The same shape, in your business

The pattern travels beyond engineering.

Every working business carries at least one version of it. A customer who's 40% of revenue. A deal pipeline that depends on one rep's relationships. A bookkeeping system only the founder can navigate. A vendor with no real backup. A password vault on a single laptop.

In each case, you have something that's working now, that you've been meaning to address later, where the cost of fixing it is bounded and visible, and the cost of carrying it is unbounded and invisible. Until it isn't.

You can't avoid these. Every working business has some. The judgment is to name them. Write them down. Put a rough cost on what happens if each one fails on the worst day. Re-read the list every quarter and ask whether anything has gotten cheaper to fix or more expensive to carry.

The muscle is keeping a current account of which risks you're carrying and why.

What to ask the technical people you hired

Three questions, in order. Ask them plainly. A good engineer will be glad you asked.

If the machine running [thing] died right now, how long until we're back up?
You're listening for a specific answer. "An hour" is fine. "I'd have to check" is fine if followed by "let me get back to you tomorrow." A long pause is the signal.
Does the recovery require you specifically, or could someone else on the team do it from a written process?
"Just me" is fine in a small company.

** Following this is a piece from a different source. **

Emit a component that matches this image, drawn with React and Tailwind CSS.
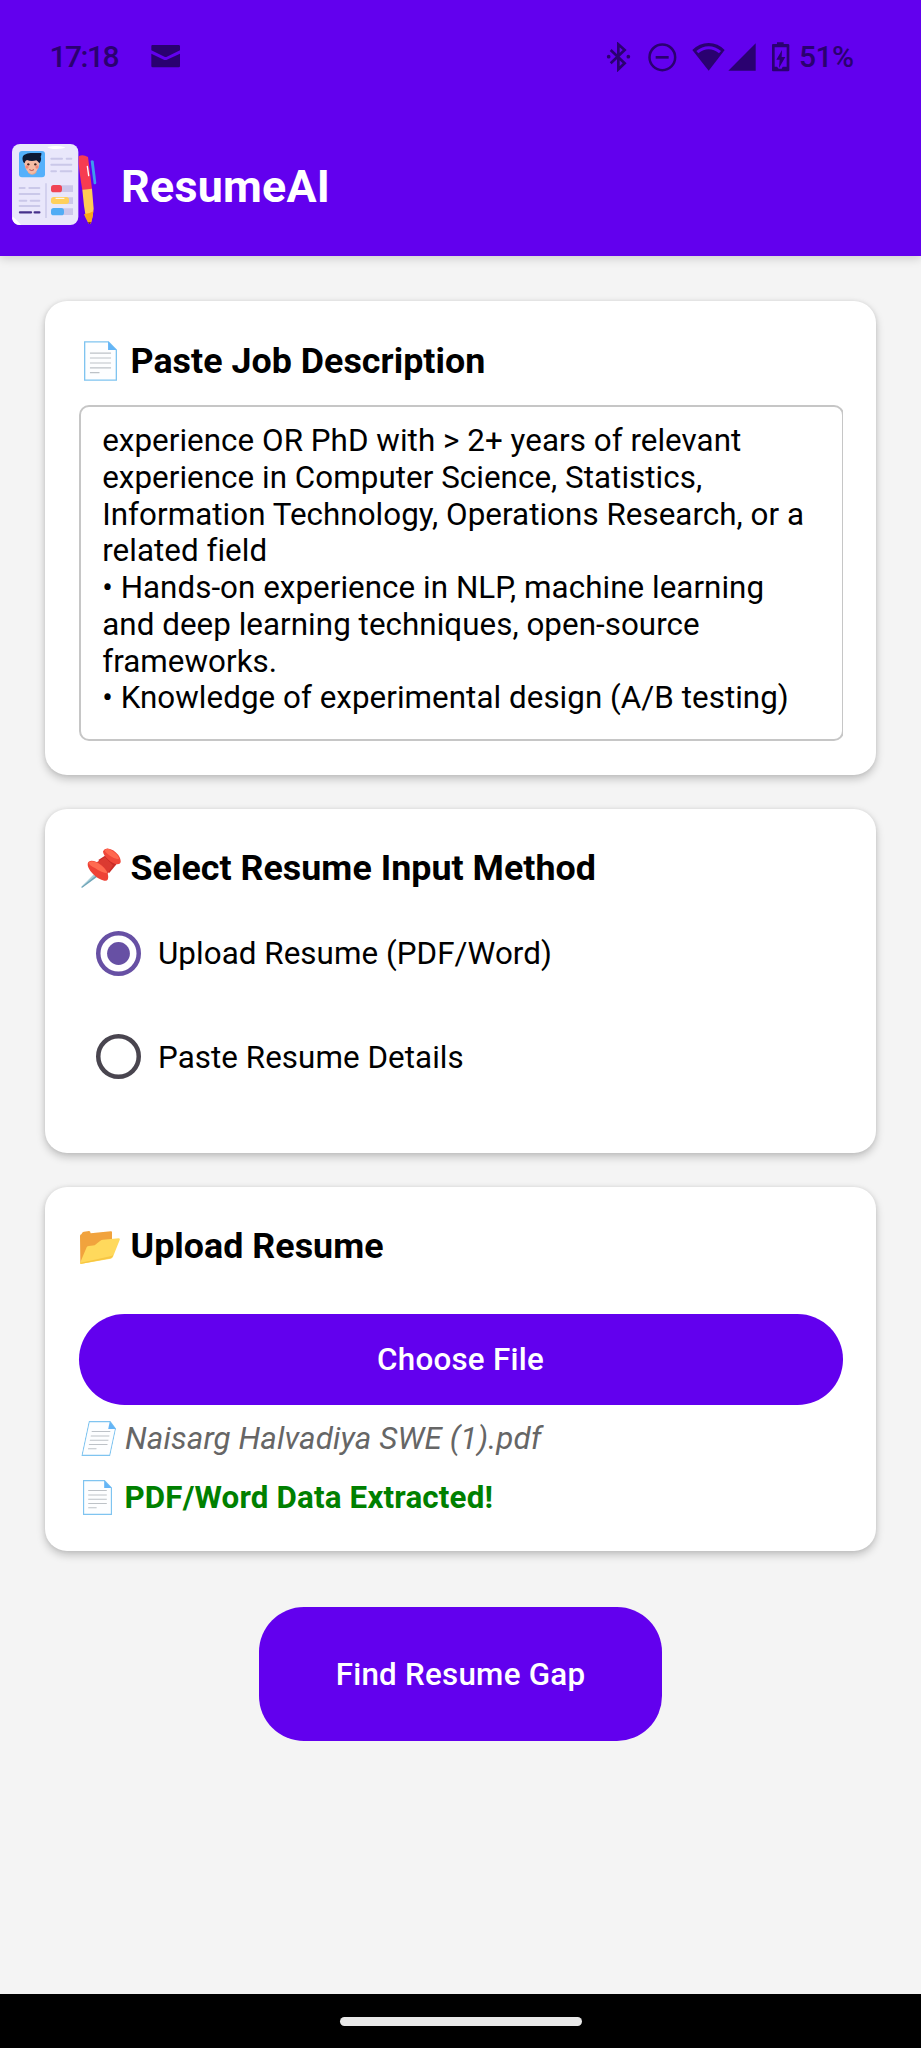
const INK = '#2a0170';

function MailIcon() {
  return (
    <svg className="ml-[33px] h-[23px] w-[29px]" viewBox="0 0 87 69">
      <path fill={INK} d="M4 0h79q4 0 4 4v12L46 36h-4L1 16V4q0-4 3-4zM1 26l39 19h6l41-19v37q0 4-4 4H5q-4 0-4-4z" />
    </svg>
  );
}

function BluetoothIcon() {
  return (
    <svg className="h-[30px] w-[25px]" viewBox="0 0 75 90">
      <path d="M14 24l42 40-19 18V7l19 17-42 40" fill="none" stroke={INK} strokeWidth="8" />
      <circle cx="8" cy="44" r="5.5" fill={INK} />
      <circle cx="67" cy="44" r="5.5" fill={INK} />
    </svg>
  );
}

function DoNotDisturbIcon() {
  return (
    <svg className="ml-[16px] h-[30px] w-[30px]" viewBox="0 0 90 90">
      <circle cx="46" cy="46" r="38.500" fill="none" stroke={INK} strokeWidth="7.500" />
      <path d="M26 46h39" stroke={INK} strokeWidth="8" />
    </svg>
  );
}

function WifiIcon() {
  return (
    <svg className="ml-[15px] h-[30px] w-[33px]" viewBox="0 0 99 90">
      <path d="M50 86L1 24Q22 3 50 3t48 21z" fill={INK} />
      <path d="M13 27Q30 13 50 13t37 14l-6 7Q66 22 50 22T19 34z" fill="#6200ee" />
    </svg>
  );
}

function SignalIcon() {
  return (
    <svg className="ml-[3px] h-[30px] w-[28px]" viewBox="0 0 84 90">
      <path d="M83 4v82H1z" fill={INK} />
    </svg>
  );
}

function BatteryIcon() {
  return (
    <svg className="ml-[15px] h-[30px] w-[20px]" viewBox="0 0 60 90">
      <path d="M18 6V1h20v5h13q4 0 4 4v75q0 3-4 3H6q-3 0-3-3V10q0-4 3-4z" fill={INK} />
      <path d="M11 16h36v58H35l-3 6h-9l-5-6h-7z" fill="#6200ee" />
      <path d="M33 24L16 53h10l-2 25 19-33H32z" fill={INK} />
    </svg>
  );
}

function StatusBar() {
  return (
    <div className="flex h-[113px] items-center pl-[49.5px] pr-[65px] text-[30px] font-medium leading-none text-[#2a0170]">
      <span className="w-[68px] whitespace-nowrap tracking-[-1.5px]">17:18</span>
      <MailIcon />
      <div className="ml-auto flex items-center">
        <BluetoothIcon />
        <DoNotDisturbIcon />
        <WifiIcon />
        <SignalIcon />
        <BatteryIcon />
        <span className="ml-[8px] w-[57px] whitespace-nowrap tracking-[-0.6px]">51%</span>
      </div>
    </div>
  );
}

function Logo() {
  return (
    <svg className="h-[82px] w-[86px]" viewBox="0 0 258 246">
      <rect x="0" y="0" width="199" height="243" rx="24" fill="#e9e7fb" />
      <path d="M3 218q14 12 24 25h-4Q4 243 0 222z" fill="#fff" />
      <path d="M106 9q28-6 54 1-5 5-27 5t-27-6z" fill="#fff" />
      <rect x="21" y="21" width="78" height="79" rx="9" fill="#54b0fb" />
      <path d="M48 76h25v10q-12 12-25 0z" fill="#e9a68c" />
      <path d="M38 48h43q4 3 1 13-4 24-23 29-17-5-21-27-4-11 0-15z" fill="#f5bca4" />
      <path d="M34 55q-6-15 2-22 10-6 20-6h32q1 9-2 11 4 10-4 20-4-6-9-9-15 5-28-1-6 1-7 10z" fill="#0c1835" />
      <circle cx="49" cy="61" r="3.500" fill="#45231f" />
      <circle cx="70" cy="61" r="3.500" fill="#45231f" />
      <circle cx="45" cy="69" r="5" fill="#f2887c" />
      <circle cx="75" cy="69" r="5" fill="#f2887c" />
      <path d="M52 77q7 5 14 0" fill="none" stroke="#b44e4d" strokeWidth="3" />
      <g stroke="#cac8e9" strokeWidth="6" strokeLinecap="round" fill="none">
        <path d="M118 44h32M164 44h14M118 62h60M118 82h14M146 82h32M23 132h15M52 132h30M23 150h59M23 170h20M56 170h26M23 186h59" />
      </g>
      <path d="M24 205h33M68 205h14" stroke="#46328b" strokeWidth="7" strokeLinecap="round" />
      <path d="M102 118v104" stroke="#c8c6e8" strokeWidth="4" />
      <path d="M140 124h43v20h-43zM140 160h43v20h-43zM140 193h43v20h-43z" fill="#cbc7ea" />
      <rect x="117" y="123" width="33" height="22" rx="8" fill="#f04455" />
      <rect x="117" y="159" width="54" height="21" rx="8" fill="#ffd05c" />
      <path d="M132 163h24" stroke="#fff" strokeWidth="3" strokeLinecap="round" />
      <rect x="117" y="192" width="39" height="22" rx="8" fill="#51acf5" />
      <path d="M236 51q4-5 9 0l8 66q-2 6-8 2z" fill="#3e9aee" />
      <path d="M200 37q12-7 28 2l12 97-29 2q-8-45-11-80z" fill="#f73c50" />
      <path d="M226 67l4 28" stroke="#fff" strokeWidth="4" strokeLinecap="round" />
      <path d="M211 137l29-3 5 60q-2 22-8 43-4 5-8 0-11-25-13-52z" fill="#ffcb55" />
      <path d="M216 211q15-1 28-9-2 20-7 35-4 5-8 0-9-15-13-26z" fill="#f8a719" />
      <path d="M228 235h9q-4 10-9 0z" fill="#592126" />
    </svg>
  );
}

function PageIcon({ className }) {
  return (
    <svg className={className} viewBox="0 0 100 120">
      <path d="M2 2h72l24 25v91H2z" fill="#fdfeff" stroke="#7fc4f0" strokeWidth="4" />
      <path d="M73 1l26 26H73z" fill="#64b5f6" />
      <path d="M18 36h64M18 51h64M18 66h64M18 81h64M18 95h29" stroke="#bdc2c7" strokeWidth="3.500" />
    </svg>
  );
}

function PinIcon() {
  return (
    <svg className="ml-[2px] h-[40px] w-[40px]" viewBox="0 0 120 120">
      <path d="M43 78l8 7-47 34-4-1z" fill="#6fa5b8" />
      <path d="M40 77l6 5L0 118z" fill="#a8ced9" />
      <path d="M52 36l34-22 23 32-25 30z" fill="#c92b27" />
      <path d="M47 43l25-15 24 24-20 30z" fill="#db3a31" />
      <path d="M20 47q4-14 27-5 30 15 34 38 4 20-11 18-18-2-36-22-15-17-14-29z" fill="#ee4136" />
      <path d="M22 44q9-10 30 2 24 16 27 30-17-1-36-15Q23 50 22 44z" fill="#ff6a50" />
      <path d="M66 10Q72-3 89 4q18 7 27 24 9 20-7 21-12-1-27-14Q66 22 66 10z" fill="#f0473a" />
      <path d="M71 7q7-10 22 1 19 12 21 24-11 3-26-8Q72 14 71 7z" fill="#ff674f" />
    </svg>
  );
}

function FolderIcon() {
  return (
    <svg className="ml-[1px] mt-[3px] h-[33px] w-[40px]" viewBox="0 0 120 99">
      <path d="M0 15q0-4 4-5l4-6q1-2 4-2l15-2q4 0 5 7l60-6q4-1 4 3v50L1 97z" fill="#f1a33d" />
      <path d="M0 96l20-47q2-4 7-4l17-2 17-14q4-3 8-3l47-4q5 0 3 5l-20 50q-2 5-7 6L5 98q-5 1-5-2z" fill="#ffd95c" />
      <path d="M3 95l88-19q6-1 8-5l-1 5q-2 5-7 6L5 98q-5 1-5-2z" fill="#f7c643" />
    </svg>
  );
}

function Card({ className, children }) {
  return (
    <section
      className={
        'rounded-[22px] bg-white pl-[33.5px] pr-[33.5px] pt-[38.8px] shadow-[0_4px_8px_rgba(0,0,0,0.21),0_0_4px_rgba(0,0,0,0.08)] ' +
        className
      }
    >
      {children}
    </section>
  );
}

function CardTitle({ icon, children }) {
  return (
    <h2 className="flex h-[42px] items-center whitespace-nowrap text-[35.8px] font-bold leading-[42px] tracking-[0.03px]">
      <span className="flex w-[52px] shrink-0 items-center">{icon}</span>
      {children}
    </h2>
  );
}

function Radio({ checked, label }) {
  return (
    <div className="flex h-[103.4px] items-center pl-[17.5px]">
      <svg className="size-[45px]" viewBox="0 0 45 45">
        <circle cx="22.500" cy="22.500" r="20.250" fill="none" stroke={checked ? '#6750a4' : '#49454f'} strokeWidth="4.500" />
        {checked && <circle cx="22.500" cy="22.500" r="11.400" fill="#6750a4" />}
      </svg>
      <span className="ml-[17px] mt-[1px] whitespace-nowrap text-[31.34px] tracking-[0.06px]">{label}</span>
    </div>
  );
}

const LINES = [
  'experience OR PhD with > 2+ years of relevant',
  'experience in Computer Science, Statistics,',
  'Information Technology, Operations Research, or a',
  'related field',
  '• Hands-on experience in NLP, machine learning',
  'and deep learning techniques, open-source',
  'frameworks.',
  '• Knowledge of experimental design (A/B testing)',
];

export default function App() {
  return (
    <div className="flex h-[2048px] w-[921px] flex-col overflow-hidden bg-[#f4f4f4] font-['Roboto',sans-serif] text-black">
      <header className="h-[256px] shrink-0 bg-[#6200ee] shadow-[0_3px_9px_rgba(0,0,0,0.15)]">
        <StatusBar />
        <div className="flex h-[143px] items-center pl-[12px]">
          <Logo />
          <h1 className="mt-[4px] ml-[23px] text-[44.8px] font-bold leading-[52px] tracking-[0.25px] text-white">ResumeAI</h1>
        </div>
      </header>

      <main className="flex flex-1 flex-col px-[45px] pt-[45px]">
        <Card className="h-[474px] shrink-0">
          <CardTitle icon={<PageIcon className="ml-[5px] h-[40px] w-[33px]" />}>Paste Job Description</CardTitle>
          <div className="mt-[23.7px] overflow-hidden">
            <div className="h-[336px] w-[765px] rounded-[10px] border-2 border-[#c6c6c6] pl-[21.7px] pt-[15.8px]">
              {LINES.map((line) => (
                <p key={line} className="whitespace-nowrap text-[31.34px] leading-[36.7px] tracking-[0.05px]">
                  {line}
                </p>
              ))}
            </div>
          </div>
        </Card>

        <Card className="mt-[33.7px] h-[344px] shrink-0">
          <CardTitle icon={<PinIcon />}>Select Resume Input Method</CardTitle>
          <div className="mt-[12.2px]">
            <Radio checked label="Upload Resume (PDF/Word)" />
            <Radio label="Paste Resume Details" />
          </div>
        </Card>

        <Card className="mt-[34px] h-[364.6px] shrink-0">
          <CardTitle icon={<FolderIcon />}>Upload Resume</CardTitle>
          <button className="mt-[46.6px] flex h-[90.5px] w-full items-center justify-center rounded-full bg-[#6200ee] pt-[1px] text-[31.34px] font-medium tracking-[0.25px] text-white">
            Choose File
          </button>
          <p className="mt-[11.8px] flex h-[44px] items-center whitespace-nowrap text-[31.34px] italic tracking-[0.12px] text-[#666]">
            <span className="flex w-[46.5px] shrink-0 pl-[6px]">
              <PageIcon className="h-[35px] w-[29px] -skew-x-12" />
            </span>
            Naisarg Halvadiya SWE (1).pdf
          </p>
          <p className="mt-[14.7px] flex h-[44px] items-center whitespace-nowrap text-[31.34px] font-bold tracking-[0.16px] text-[#008000]">
            <span className="flex w-[46px] shrink-0 pl-[4.5px]">
              <PageIcon className="h-[35px] w-[29px]" />
            </span>
            PDF/Word Data Extracted!
          </p>
        </Card>

        <button className="mt-[55.7px] flex h-[134.5px] w-[402.5px] shrink-0 items-center justify-center self-center rounded-[45px] bg-[#6200ee] pt-[1px] text-[31.34px] font-medium tracking-[0.25px] text-white">
          Find Resume Gap
        </button>
      </main>

      <footer className="flex h-[54px] shrink-0 justify-center bg-black pt-[22.5px]">
        <div className="h-[9px] w-[242px] rounded-full bg-[#e8e8e8]" />
      </footer>
    </div>
  );
}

It's the information that tells you where your concentration risk is.
What's on your list of things you've been meaning to fix but haven't?
Every engineer has this list. The good ones can name three items off the top of their head. The list itself is more useful than any one item on it, because it tells you they're keeping the account.

You don't need to fix everything they name. You need to know it's named.

April 25 was the day my account got updated. I'd been carrying a number I hadn't checked in months, and the number had grown.

The fix took a week of evenings. I should have done it in February.

I'll do the next one in February.

Bí ọmọdé bá ṣubú, a wo iwajú; bí àgbàlagbà bá ṣubú, a wo ẹ̀hìn.
When a child falls, he looks ahead; when an elder falls, he looks behind.